Halil YETKİNLİOĞLU/ LONDRA
Oluşturulma Tarihi: Mart 16, 2022 15:57
Londra Yunus Emre Enstitüsü, Genç Akademisyenler Seminer Serisi’nin 19. bölümünde ‘Bir Sürgünün Anıları; Endülüslü bir tarihçinin Malaga ve Salé Seyahatnamesi’ konu başlığını ele alan SOAS doktora öğrencisi Ümmügülsüm Kurukol’u ağırladı.
ETKİNLİK, SOAS doktora adayı Ümmügülsüm Kurukol’un sunumuyla başladı. Kurukol’un konuşmasını seyyahlar ve tarih meraklılarının konuşmacıya sorularını yönelttiği heyecanlı bir soru-cevap oturumu takip etti. Kurukol bu sunumunda, kendine özgü tarihi ve edebi yazı stiliyle tanınan ve çağdaşları tarafından Endülüs tarihinin bir uzmanı olarak yüksek itibar gören 14. yüzyılın eşsiz yazarı İbnü’l-Hatib’ın edebi eserine odaklandı. İbnü-l Hatib’ın sürgündeyken gözlemlerini kaleme aldığı bu seyahatnamesi o döneme dair sınırlı bilgiye sahip olunan Malaga (Endülüs) ve Sale (Fas) hakkında şaşırtıcı bilgiler sunmuştur. Kurukol, ünlü tarihçi-seyyahın hatıraları ışığında Endülüs’ün bir şehri olan Malaga ve Fas’ın bir şehri olan Salé’i karşılaştırmalı olarak ele almasının yanında, bu seyahatnamenin özel yazım üslubuyla seyahat yazarlığına katkılarının önemini ortaya koyan bir sunum yaptı.
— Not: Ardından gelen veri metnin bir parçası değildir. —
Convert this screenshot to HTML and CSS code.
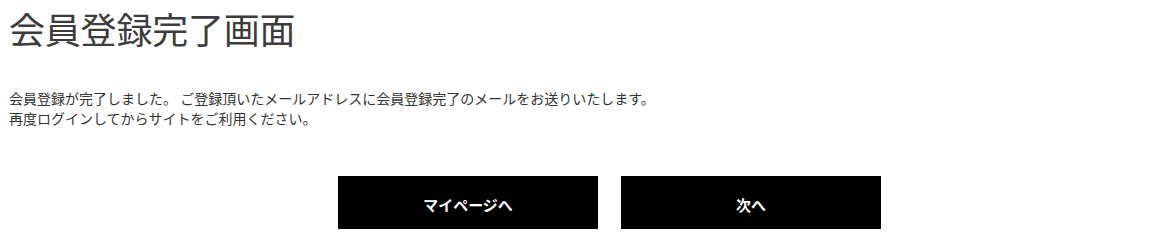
FILE: index.html
```html
<!DOCTYPE html>
<html lang="ja">
<head>
<meta charset="utf-8">
<title>会員登録完了画面</title>
<link rel="stylesheet" href="styles.css">
</head>
<body>
<main class="page">
  <h1 class="title">会員登録完了画面</h1>
  <p class="message">会員登録が完了しました。 ご登録頂いたメールアドレスに会員登録完了のメールをお送りいたします。<br>再度ログインしてからサイトをご利用ください。</p>
  <div class="actions">
    <a class="btn" href="#">マイページへ</a>
    <a class="btn" href="#">次へ</a>
  </div>
</main>
</body>
</html>
```
FILE: styles.css
```css
html, body {
  margin: 0;
  padding: 0;
  background: #fff;
}
body {
  font-family: "Noto Sans CJK JP", "Noto Sans", sans-serif;
  color: #333;
}
.page {
  padding: 0 9px;
}
.title {
  margin: 0;
  padding-top: 4px;
  font-size: 36px;
  font-weight: 400;
  line-height: 48px;
  color: #3c3c3c;
  letter-spacing: -0.2px;
}
.message {
  margin: 36px 0 0;
  font-size: 14px;
  line-height: 20px;
  color: #333;
}
.actions {
  display: flex;
  justify-content: center;
  gap: 23px;
  margin-top: 48px;
  padding-left: 44px;
}
.btn {
  display: flex;
  align-items: center;
  justify-content: center;
  box-sizing: border-box;
  width: 260px;
  height: 53px;
  padding-top: 4px;
  background: #000;
  color: #fff;
  font-size: 15px;
  font-weight: 700;
  text-decoration: none;
}
```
NEDEN SEYAHATNAMELERİ SEÇTİ?İlk olarak tarihi seyahatnameleri incelemenin önemine ve gerekliliğine vurgu yapan Kurukol, öncelikle araştırma konusu olarak neden seyahatnameleri seçtiğini açıkladı. Tarihe olan ilgisinin, hakkında araştırma yaptığı tarihi konuyu yaşatırken, bugün ile geçmiş arasında bir köprü kurmak istemekten kaynaklandığını vurguladı. Kurukol, tarih alanındaki akademik çalışmalarda üzerinde az durulan bu konu üzerinde araştırma yaparken karşılaştığı zorlukları açıkladıktan sonra, İbnü’l-Hatib’i ve eserlerini tanıttı. Kurukol daha sonra İbnü’l-Hatib’in eserlerinde Malaga ve Salé’yi karşılaştırırken yazarın Malaga’dan övgü ile bahsederken Salé’yi nasıl eleştirdiğini örnekler üzerinden anlattı. İbnü’l-Hatib’in eserini kaleme aldığı dilin önemi, yazarın seyahatnamesinin sunduğu dini çağrışımlar ve eserin ele alındığı tarihi bağlam açısından taşıdığı önemin vurgulandığı bu konuşma katılımcılarda büyük ilgi uyandırdı. Etkinlik, tarih meraklılarının yoğun katılım sağladığı soru-cevap bölümüyle sona erdi ve daha sonra katılımcıların lezzetli Türk yemekleri eşliğinde kendi aralarında ettikleri sohbet eşliğinde akşamın ilerleyen saatlerine dek devam etti.
Genç Akademisyenler Seminer Serisi’nin 19. Bölümü dün akşam Londra Yunus Emre Enstitüsü’nde gerçekleştirildi.